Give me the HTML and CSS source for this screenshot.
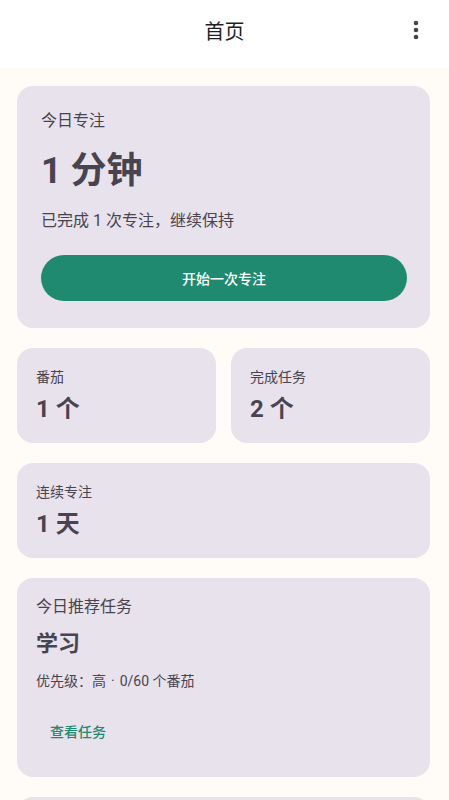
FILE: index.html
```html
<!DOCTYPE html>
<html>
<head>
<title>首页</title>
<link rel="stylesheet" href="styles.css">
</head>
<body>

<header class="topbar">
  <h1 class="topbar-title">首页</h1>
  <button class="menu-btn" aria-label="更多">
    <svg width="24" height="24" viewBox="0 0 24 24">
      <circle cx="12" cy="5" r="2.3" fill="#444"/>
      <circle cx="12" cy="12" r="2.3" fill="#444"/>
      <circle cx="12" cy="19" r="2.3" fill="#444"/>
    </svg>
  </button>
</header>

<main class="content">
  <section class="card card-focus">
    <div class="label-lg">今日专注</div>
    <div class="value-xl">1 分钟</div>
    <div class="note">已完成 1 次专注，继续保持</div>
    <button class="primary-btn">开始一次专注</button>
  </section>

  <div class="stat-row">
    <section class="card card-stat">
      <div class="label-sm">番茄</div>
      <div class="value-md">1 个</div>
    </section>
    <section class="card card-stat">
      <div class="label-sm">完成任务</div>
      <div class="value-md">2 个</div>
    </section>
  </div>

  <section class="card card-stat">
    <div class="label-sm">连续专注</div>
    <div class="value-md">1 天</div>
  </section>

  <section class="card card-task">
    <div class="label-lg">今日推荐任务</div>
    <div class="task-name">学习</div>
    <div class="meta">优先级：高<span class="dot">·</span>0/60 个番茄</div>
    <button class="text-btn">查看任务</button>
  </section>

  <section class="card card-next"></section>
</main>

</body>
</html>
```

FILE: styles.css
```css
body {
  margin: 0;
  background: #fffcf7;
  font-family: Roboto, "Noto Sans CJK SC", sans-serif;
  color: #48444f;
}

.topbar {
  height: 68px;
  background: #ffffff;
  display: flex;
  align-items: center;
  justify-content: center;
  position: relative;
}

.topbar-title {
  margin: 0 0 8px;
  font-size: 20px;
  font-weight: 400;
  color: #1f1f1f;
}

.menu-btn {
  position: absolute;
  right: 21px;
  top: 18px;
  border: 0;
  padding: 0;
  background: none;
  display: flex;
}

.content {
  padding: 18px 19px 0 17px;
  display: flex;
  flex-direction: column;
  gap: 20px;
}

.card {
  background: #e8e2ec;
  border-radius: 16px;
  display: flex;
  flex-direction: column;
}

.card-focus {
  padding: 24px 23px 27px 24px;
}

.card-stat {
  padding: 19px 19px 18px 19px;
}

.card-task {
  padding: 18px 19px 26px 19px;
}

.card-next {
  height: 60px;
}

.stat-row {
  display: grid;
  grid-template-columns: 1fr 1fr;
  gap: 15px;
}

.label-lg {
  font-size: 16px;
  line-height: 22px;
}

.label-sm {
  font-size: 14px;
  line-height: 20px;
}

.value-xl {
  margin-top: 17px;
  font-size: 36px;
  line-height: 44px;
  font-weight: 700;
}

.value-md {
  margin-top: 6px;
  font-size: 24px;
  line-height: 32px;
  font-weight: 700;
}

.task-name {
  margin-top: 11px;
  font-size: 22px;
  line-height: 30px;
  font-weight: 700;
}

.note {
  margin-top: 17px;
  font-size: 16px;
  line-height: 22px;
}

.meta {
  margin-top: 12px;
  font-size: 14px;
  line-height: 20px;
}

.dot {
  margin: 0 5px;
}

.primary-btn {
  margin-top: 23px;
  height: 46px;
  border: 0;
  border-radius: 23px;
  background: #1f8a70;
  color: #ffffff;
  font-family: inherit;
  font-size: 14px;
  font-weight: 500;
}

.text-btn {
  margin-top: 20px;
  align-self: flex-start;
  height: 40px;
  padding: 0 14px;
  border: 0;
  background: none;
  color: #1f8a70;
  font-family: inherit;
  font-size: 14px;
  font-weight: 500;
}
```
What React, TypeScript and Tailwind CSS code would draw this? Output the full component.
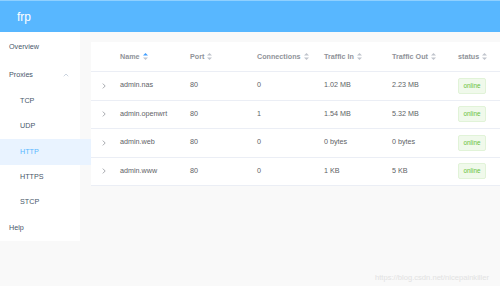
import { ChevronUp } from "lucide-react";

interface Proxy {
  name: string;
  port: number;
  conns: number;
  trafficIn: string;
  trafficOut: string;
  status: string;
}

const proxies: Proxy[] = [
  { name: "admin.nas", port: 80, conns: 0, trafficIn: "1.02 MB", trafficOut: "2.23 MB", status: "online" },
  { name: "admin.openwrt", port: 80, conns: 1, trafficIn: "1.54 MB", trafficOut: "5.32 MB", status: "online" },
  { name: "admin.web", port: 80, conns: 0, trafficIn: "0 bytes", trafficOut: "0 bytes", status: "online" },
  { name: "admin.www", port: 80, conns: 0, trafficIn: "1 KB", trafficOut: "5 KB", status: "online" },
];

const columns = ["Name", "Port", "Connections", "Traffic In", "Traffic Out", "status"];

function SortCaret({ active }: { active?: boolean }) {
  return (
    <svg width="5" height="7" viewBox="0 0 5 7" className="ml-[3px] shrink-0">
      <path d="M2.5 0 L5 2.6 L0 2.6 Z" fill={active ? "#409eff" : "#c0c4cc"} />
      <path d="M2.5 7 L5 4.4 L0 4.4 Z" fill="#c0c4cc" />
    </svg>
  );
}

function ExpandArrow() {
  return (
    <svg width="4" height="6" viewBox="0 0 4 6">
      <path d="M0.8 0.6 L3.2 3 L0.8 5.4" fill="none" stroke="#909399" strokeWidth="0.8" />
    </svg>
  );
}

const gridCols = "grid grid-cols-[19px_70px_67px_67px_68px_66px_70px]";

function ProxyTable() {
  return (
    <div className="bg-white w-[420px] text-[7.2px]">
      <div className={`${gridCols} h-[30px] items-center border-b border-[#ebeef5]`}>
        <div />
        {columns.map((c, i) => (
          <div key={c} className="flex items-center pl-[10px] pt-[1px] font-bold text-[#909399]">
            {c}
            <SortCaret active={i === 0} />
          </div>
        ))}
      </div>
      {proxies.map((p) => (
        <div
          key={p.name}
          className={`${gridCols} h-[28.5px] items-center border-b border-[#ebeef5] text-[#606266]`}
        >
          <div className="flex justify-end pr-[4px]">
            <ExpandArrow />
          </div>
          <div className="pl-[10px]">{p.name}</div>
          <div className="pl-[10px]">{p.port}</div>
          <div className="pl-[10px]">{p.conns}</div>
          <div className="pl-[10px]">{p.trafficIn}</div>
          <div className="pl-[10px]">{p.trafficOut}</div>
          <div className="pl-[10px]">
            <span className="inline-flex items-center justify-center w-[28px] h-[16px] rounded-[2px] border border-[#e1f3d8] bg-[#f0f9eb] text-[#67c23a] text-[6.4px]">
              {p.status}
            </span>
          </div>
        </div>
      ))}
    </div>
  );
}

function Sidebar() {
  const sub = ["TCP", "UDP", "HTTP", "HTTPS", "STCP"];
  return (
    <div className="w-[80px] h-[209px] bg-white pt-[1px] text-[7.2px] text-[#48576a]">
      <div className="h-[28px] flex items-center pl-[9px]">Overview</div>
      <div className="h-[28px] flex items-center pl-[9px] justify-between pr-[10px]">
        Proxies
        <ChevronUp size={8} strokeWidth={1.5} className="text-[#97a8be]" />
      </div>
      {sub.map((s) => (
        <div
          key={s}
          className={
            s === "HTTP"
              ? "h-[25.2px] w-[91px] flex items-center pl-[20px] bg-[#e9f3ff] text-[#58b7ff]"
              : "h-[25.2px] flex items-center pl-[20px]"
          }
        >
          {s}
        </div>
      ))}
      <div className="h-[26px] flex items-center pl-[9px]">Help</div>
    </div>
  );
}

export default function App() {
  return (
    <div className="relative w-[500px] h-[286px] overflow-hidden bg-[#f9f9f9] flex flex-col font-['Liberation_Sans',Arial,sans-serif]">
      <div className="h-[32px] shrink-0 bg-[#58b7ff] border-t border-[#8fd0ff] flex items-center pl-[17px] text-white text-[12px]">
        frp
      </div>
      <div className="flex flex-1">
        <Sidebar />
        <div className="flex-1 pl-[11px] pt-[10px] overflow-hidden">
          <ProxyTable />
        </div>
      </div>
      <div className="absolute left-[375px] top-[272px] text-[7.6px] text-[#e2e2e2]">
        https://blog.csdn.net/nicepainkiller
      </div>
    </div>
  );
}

* * *

Keep only those lines of the records that hold "this", and return them.

Give me the HTML and CSS source for this screenshot.
What React, TypeScript and Tailwind CSS code would draw this? Output the full component.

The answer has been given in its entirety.